A quick benchmark shows that this is roughly 2x faster for normal sized numbers.
faster `inv` for normal sized `ComplexF64` by oscardssmith · Pull Request #47255 · JuliaLang/julia · GitHub makes this a PR.

1 Like

Really appreciate your contribution.
I just found that there is an interesting phenomenon that your inv2 (please let me call it inv2 for distinguishing with inv) is 2x faster in loop but slower in vectorized list computing. Here are codes:

function inv2(w::ComplexF64)
    c, d = reim(w)
    absc, absd = abs(c), abs(d)
    cd = ifelse(absc>absd, absc, absd)
    if sqrt(floatmin(Float64)/2) <= cd <= sqrt(floatmax(Float64)/2)
        return conj(w) / abs2(w)
   end
    (isinf(c) | isinf(d)) && return complex(copysign(0.0, c), flipsign(-0.0, d))
    
    ϵ  = eps(Float64)
    bs = 2/(ϵ*ϵ)

    # scaling
    s = 1.0
    if cd >= floatmax(Float64)/2
        c *= 0.5; d *= 0.5; s = 0.5 # scale down c, d
    elseif cd <= 2floatmin(Float64)/ϵ
        c *= bs;  d *= bs;  s = bs  # scale up c, d
    end

    # inversion operations
    if absd <= absc
        p, q = robust_cinv(c, d)
    else
        q, p = robust_cinv(-d, -c)
    end
    return ComplexF64(p*s, q*s)
end
@elapsed @inbounds @fastmath sum(inv.((ot[1]+0.001*im).-st))
0.003922
@elapsed @inbounds @fastmath sum(inv2.((ot[1]+0.001*im).-st))
0.0168729
@elapsed @fastmath sum(inv(ot[1] + 0.001*im - s) for s in st)
0.213455
@elapsed @fastmath sum(inv2(ot[1] + 0.001*im - s) for s in st)
0.1648984

I think there should be some tricky points in vectorized function mapping.

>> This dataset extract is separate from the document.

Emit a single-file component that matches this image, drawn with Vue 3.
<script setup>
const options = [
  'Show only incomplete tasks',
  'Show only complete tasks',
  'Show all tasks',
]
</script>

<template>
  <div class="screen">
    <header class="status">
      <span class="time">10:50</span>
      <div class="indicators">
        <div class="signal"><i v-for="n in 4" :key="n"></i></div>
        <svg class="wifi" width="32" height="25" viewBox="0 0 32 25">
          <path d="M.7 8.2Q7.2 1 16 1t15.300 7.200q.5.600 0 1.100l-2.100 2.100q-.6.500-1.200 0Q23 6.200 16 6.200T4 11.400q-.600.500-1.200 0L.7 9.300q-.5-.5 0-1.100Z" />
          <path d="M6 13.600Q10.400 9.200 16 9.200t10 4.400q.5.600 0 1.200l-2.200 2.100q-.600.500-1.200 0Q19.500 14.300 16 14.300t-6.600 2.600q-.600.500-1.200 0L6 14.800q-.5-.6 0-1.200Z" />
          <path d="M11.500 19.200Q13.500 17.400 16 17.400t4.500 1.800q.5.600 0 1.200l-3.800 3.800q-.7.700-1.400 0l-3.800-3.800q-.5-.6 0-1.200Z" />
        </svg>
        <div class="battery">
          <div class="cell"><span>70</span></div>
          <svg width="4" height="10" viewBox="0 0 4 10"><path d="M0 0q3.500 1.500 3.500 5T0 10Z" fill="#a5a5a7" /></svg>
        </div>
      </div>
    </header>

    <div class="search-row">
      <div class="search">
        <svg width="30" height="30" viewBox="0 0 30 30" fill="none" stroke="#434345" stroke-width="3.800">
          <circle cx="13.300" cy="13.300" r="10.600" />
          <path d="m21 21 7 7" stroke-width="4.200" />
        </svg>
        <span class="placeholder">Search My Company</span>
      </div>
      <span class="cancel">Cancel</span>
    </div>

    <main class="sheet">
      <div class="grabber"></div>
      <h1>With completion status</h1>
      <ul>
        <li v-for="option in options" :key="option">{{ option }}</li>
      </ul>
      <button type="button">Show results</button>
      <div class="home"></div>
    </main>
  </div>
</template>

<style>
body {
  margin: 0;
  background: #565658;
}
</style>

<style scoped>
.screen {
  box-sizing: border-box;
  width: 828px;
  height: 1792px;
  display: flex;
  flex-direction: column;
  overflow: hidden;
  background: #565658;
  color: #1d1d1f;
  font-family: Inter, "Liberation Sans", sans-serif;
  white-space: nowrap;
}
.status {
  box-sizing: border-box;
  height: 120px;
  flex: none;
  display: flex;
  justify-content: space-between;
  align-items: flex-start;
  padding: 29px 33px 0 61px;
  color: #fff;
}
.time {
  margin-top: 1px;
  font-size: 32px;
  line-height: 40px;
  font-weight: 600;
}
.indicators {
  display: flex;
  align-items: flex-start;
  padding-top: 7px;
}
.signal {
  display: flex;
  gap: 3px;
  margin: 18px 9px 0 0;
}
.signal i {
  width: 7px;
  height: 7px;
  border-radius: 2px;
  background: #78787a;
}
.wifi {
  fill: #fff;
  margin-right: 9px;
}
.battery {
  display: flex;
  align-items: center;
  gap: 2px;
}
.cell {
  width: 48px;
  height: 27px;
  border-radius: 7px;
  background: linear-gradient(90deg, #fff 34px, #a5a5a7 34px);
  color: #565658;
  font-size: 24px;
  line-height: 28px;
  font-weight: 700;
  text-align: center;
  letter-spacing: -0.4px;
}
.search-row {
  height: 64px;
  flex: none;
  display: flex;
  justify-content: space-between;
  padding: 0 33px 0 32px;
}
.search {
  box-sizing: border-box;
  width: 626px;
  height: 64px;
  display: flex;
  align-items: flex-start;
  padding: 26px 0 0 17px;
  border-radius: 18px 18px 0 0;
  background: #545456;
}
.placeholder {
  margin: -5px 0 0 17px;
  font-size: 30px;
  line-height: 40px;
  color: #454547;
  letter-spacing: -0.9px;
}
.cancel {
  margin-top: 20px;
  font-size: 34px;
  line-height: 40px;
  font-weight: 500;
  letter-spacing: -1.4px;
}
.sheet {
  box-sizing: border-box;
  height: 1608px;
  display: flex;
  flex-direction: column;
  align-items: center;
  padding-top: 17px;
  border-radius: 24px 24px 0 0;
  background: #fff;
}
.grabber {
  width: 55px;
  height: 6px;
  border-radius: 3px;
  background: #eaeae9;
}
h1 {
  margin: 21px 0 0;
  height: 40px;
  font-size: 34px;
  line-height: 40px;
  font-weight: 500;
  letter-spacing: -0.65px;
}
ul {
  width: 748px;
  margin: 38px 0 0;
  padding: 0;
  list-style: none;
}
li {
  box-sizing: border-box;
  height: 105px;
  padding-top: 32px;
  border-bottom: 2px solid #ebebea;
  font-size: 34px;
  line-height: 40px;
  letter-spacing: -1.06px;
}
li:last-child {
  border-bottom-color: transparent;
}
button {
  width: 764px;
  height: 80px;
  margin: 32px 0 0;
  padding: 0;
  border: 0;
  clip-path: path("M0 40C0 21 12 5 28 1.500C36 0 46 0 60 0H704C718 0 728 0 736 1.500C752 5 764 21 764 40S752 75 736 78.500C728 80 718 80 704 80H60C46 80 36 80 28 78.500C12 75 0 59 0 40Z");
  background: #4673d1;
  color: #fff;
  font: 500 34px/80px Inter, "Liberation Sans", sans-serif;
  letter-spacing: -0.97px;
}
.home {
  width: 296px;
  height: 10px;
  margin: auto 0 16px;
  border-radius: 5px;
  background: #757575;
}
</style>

yeah. if you look at the PR, I’ve made it vectorize better.

1 Like

Thanks so much for your help. Tullio is miraculously efficient, about 10x faster. But I found that the final results from @Tullio have less memory (381.42 k) and accuracy (3 Sig. Fig. less) than from for (1.15 M). What is the mechanism of @Tullio? Is is possible to rewrite them as loop?
Edit: I may misinterpret. I mean how to use LoopVectorization to achieve a comparable speed for this problem?